■ YOUR TASK ■
Your task is to give the number of lines in the listing that include "styles", and nothing else.
[Start of DATA LINES]
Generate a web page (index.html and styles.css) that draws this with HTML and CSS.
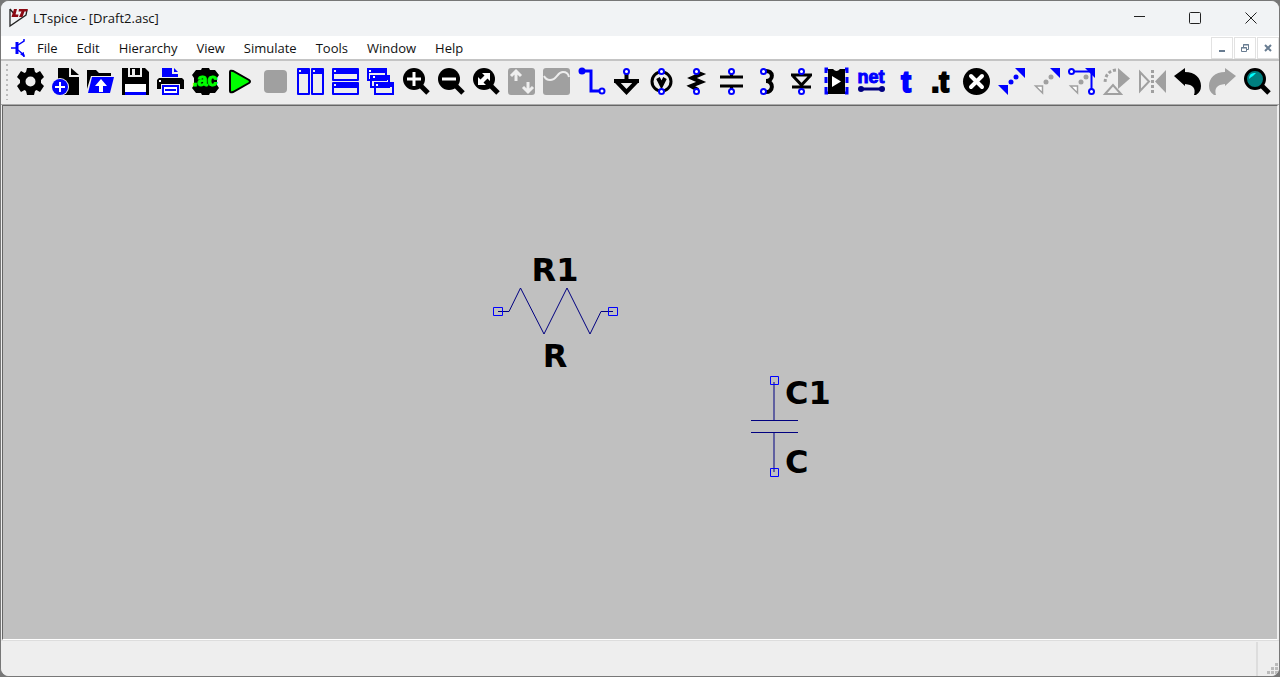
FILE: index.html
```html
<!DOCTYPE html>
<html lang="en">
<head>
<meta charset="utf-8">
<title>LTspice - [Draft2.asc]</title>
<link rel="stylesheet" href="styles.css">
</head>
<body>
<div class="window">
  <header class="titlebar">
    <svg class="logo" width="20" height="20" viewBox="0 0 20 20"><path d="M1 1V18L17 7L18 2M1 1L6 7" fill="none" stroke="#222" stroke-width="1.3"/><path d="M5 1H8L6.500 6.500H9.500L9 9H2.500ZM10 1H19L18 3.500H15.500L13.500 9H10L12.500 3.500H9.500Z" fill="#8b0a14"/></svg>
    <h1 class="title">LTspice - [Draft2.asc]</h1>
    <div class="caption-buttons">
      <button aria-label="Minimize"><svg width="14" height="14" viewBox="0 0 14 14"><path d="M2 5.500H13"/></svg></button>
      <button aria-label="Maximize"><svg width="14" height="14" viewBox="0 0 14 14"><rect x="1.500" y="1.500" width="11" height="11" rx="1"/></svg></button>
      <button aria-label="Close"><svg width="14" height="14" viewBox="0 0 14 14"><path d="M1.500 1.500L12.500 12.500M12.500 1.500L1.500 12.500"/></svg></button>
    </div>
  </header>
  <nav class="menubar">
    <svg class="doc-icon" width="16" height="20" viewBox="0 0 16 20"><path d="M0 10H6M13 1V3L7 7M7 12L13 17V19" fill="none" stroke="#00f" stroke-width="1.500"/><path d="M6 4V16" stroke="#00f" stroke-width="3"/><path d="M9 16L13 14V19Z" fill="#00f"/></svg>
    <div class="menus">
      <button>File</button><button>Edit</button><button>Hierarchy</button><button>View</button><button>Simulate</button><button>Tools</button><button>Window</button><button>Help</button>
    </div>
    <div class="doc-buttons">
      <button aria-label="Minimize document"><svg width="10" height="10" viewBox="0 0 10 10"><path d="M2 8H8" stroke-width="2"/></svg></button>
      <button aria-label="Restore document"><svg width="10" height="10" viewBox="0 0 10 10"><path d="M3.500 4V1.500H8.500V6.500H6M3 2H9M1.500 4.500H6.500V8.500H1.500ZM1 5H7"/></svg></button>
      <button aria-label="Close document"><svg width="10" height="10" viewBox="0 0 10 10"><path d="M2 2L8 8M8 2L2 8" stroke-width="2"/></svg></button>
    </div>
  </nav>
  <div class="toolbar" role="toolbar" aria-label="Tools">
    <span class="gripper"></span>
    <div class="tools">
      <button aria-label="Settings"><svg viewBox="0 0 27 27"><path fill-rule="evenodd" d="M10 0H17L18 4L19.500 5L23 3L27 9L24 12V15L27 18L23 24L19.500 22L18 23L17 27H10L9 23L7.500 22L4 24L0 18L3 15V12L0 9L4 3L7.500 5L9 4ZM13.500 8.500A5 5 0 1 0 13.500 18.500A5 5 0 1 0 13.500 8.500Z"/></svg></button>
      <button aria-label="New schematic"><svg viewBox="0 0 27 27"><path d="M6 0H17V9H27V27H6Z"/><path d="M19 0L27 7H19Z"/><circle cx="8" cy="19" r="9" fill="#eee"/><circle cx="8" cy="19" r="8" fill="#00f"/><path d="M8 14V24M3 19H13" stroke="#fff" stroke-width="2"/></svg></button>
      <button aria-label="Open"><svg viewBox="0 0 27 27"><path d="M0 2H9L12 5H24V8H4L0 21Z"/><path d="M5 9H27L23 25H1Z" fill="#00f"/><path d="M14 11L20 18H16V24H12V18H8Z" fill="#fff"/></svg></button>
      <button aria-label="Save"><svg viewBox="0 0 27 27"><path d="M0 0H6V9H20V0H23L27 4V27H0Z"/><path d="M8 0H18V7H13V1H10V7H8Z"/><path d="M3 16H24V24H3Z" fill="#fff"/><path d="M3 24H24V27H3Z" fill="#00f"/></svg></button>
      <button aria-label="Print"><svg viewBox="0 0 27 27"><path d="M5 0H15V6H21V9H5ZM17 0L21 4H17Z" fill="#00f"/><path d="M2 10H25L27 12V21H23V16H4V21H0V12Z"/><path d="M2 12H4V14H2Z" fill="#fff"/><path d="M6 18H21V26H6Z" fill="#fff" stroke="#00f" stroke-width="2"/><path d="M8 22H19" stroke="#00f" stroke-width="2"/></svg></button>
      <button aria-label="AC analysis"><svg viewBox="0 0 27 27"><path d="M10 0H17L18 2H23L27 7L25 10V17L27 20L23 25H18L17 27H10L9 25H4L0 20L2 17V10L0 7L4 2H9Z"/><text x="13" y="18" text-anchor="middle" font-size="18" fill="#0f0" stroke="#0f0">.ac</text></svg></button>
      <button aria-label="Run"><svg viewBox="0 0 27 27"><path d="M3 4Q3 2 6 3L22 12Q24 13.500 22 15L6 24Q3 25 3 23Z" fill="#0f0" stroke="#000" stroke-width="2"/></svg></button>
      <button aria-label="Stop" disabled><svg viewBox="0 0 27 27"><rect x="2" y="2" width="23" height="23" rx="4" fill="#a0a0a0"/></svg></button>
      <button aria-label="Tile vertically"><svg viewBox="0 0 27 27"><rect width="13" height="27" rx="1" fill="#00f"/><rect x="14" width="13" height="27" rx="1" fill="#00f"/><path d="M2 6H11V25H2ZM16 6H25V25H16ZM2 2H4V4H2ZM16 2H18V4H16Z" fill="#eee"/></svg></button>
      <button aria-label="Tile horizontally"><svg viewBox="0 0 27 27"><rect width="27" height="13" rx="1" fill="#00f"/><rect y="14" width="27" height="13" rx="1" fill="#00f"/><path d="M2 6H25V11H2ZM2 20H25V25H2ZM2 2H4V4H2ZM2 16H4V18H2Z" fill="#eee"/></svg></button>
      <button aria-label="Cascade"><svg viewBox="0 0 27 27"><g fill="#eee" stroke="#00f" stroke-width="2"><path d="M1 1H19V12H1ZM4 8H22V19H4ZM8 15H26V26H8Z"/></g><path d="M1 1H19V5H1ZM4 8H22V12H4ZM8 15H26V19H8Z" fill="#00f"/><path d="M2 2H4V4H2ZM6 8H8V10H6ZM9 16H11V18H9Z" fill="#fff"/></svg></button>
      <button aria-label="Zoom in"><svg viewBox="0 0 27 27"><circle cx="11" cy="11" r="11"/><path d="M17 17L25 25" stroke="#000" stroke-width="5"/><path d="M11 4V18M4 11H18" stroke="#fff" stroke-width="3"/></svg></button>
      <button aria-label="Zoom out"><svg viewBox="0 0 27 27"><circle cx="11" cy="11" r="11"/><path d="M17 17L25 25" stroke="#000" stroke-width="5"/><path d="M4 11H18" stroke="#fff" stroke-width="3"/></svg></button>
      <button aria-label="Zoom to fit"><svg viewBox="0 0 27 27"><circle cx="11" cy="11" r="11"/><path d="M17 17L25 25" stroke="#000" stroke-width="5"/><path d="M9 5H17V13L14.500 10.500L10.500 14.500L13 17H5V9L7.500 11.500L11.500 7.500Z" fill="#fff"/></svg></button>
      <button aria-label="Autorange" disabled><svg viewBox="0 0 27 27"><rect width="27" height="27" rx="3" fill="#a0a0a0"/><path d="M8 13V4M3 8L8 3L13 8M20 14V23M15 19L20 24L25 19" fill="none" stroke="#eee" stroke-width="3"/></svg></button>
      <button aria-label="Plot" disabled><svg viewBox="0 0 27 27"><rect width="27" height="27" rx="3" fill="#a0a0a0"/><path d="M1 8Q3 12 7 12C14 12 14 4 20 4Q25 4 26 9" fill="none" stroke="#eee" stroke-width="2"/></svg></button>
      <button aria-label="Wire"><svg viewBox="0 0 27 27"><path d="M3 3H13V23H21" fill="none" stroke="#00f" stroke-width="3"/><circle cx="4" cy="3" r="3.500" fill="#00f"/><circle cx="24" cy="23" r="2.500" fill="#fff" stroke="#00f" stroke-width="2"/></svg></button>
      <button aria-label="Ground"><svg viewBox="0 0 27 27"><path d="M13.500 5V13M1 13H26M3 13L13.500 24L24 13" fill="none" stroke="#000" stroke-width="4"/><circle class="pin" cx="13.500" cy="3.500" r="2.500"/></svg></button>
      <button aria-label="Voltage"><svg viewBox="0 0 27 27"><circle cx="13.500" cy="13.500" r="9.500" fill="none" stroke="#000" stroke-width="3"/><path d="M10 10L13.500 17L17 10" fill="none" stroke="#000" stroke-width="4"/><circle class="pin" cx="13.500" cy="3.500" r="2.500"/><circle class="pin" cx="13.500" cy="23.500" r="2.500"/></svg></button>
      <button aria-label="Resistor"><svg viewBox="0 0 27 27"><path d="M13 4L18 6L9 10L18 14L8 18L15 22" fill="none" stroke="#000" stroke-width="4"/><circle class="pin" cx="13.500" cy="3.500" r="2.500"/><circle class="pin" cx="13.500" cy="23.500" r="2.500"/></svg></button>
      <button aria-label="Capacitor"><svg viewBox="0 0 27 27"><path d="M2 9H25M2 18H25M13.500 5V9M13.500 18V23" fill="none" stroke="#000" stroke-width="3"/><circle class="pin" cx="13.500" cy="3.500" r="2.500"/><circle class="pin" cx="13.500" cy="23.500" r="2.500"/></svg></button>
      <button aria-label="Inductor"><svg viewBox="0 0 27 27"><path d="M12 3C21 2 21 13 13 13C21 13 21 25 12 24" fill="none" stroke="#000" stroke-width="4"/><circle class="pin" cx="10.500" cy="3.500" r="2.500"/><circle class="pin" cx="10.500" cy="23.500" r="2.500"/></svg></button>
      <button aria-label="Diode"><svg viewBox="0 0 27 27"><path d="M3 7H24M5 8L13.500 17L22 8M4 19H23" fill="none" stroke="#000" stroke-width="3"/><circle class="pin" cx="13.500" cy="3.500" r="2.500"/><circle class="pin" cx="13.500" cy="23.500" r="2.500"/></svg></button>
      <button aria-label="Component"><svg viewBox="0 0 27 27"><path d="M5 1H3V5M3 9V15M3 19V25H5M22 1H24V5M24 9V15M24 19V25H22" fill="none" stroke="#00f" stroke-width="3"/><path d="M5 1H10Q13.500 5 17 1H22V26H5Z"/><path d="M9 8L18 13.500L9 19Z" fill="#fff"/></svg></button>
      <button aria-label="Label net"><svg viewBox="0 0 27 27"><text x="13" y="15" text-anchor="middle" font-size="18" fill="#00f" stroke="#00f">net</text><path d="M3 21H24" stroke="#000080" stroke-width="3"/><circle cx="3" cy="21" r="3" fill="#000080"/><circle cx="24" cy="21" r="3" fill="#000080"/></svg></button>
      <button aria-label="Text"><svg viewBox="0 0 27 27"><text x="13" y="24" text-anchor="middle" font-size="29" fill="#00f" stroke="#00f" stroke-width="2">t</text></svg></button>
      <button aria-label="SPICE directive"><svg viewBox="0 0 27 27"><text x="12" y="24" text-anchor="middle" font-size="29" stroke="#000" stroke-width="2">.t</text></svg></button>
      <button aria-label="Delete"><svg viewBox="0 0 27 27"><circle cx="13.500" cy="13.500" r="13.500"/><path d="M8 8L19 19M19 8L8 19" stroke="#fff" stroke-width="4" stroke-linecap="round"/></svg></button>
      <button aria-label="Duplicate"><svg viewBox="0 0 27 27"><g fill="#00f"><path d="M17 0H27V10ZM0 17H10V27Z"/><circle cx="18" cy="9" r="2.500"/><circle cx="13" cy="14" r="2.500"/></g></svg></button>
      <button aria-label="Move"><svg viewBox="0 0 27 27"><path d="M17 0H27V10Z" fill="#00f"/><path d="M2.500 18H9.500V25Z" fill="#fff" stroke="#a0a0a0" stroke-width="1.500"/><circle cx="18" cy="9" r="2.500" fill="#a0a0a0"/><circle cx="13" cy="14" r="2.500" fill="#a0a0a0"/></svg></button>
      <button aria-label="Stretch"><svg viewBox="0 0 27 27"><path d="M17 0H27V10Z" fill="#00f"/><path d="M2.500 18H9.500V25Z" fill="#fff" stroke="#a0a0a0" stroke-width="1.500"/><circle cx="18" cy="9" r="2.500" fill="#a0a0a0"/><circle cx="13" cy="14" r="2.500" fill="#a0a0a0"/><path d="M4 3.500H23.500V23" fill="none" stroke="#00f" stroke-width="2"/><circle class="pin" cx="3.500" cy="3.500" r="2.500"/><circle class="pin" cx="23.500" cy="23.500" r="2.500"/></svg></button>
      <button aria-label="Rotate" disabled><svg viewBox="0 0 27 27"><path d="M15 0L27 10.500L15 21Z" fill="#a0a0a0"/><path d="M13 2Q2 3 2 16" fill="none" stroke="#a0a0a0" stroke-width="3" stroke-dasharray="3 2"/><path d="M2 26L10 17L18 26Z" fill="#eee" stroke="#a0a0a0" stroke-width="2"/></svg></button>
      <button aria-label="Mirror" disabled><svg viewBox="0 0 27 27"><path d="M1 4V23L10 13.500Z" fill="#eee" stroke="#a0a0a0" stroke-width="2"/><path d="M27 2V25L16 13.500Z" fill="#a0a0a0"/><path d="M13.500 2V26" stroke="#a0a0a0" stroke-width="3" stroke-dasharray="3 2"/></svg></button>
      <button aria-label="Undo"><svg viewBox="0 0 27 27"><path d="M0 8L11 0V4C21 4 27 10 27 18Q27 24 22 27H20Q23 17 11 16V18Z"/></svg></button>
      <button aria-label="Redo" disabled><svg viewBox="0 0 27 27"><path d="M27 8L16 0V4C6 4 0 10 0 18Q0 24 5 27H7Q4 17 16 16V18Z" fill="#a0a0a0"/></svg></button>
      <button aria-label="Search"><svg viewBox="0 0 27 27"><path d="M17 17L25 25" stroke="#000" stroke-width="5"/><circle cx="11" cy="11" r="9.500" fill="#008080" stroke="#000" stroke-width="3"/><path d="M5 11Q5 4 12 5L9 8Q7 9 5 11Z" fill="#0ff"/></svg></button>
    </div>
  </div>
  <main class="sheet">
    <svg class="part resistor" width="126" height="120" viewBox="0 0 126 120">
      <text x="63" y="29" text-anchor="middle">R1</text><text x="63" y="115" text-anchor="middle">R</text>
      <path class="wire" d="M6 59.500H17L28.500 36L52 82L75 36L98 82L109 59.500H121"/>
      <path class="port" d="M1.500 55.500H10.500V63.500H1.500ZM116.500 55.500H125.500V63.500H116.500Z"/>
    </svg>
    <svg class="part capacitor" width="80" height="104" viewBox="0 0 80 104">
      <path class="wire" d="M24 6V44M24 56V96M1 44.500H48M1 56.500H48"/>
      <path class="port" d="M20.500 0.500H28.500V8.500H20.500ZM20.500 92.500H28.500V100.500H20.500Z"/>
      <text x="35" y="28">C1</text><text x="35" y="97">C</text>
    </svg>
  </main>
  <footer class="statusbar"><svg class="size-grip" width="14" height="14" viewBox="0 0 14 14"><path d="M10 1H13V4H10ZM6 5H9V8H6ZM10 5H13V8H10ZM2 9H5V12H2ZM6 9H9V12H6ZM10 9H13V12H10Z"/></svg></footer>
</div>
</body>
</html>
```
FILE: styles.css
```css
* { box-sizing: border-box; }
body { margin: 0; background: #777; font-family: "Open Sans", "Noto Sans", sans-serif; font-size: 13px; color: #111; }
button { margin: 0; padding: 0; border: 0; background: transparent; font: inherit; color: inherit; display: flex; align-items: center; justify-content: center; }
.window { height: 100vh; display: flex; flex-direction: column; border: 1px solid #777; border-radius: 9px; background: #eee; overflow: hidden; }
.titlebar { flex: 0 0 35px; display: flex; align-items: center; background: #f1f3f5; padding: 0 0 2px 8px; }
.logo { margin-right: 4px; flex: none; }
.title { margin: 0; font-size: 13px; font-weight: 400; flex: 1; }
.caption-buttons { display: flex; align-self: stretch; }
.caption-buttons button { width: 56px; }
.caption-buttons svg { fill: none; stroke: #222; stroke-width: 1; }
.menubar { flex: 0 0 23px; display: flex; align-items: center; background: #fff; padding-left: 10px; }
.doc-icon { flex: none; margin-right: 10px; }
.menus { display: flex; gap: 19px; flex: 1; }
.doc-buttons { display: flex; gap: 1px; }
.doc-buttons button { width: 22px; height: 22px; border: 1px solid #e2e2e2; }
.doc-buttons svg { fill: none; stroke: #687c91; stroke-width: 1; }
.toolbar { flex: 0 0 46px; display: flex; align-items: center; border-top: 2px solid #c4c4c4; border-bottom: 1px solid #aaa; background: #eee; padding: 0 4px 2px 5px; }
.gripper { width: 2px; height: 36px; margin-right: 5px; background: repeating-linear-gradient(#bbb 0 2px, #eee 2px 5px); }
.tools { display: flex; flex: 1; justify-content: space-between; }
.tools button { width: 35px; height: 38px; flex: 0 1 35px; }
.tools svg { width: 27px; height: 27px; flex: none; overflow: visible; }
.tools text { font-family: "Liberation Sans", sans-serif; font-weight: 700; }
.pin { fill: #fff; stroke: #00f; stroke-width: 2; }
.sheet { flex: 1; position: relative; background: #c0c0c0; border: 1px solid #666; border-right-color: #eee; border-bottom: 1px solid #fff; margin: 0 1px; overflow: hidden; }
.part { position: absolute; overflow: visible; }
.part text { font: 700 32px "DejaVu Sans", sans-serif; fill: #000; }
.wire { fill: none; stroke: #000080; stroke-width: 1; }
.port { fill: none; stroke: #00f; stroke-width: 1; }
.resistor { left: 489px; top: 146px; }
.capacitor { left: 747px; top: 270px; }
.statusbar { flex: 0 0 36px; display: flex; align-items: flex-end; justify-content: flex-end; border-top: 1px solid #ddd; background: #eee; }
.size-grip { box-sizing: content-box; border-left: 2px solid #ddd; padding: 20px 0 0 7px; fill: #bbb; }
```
[End of DATA LINES]
■ SOLUTION TO THE EXERCISE ■
3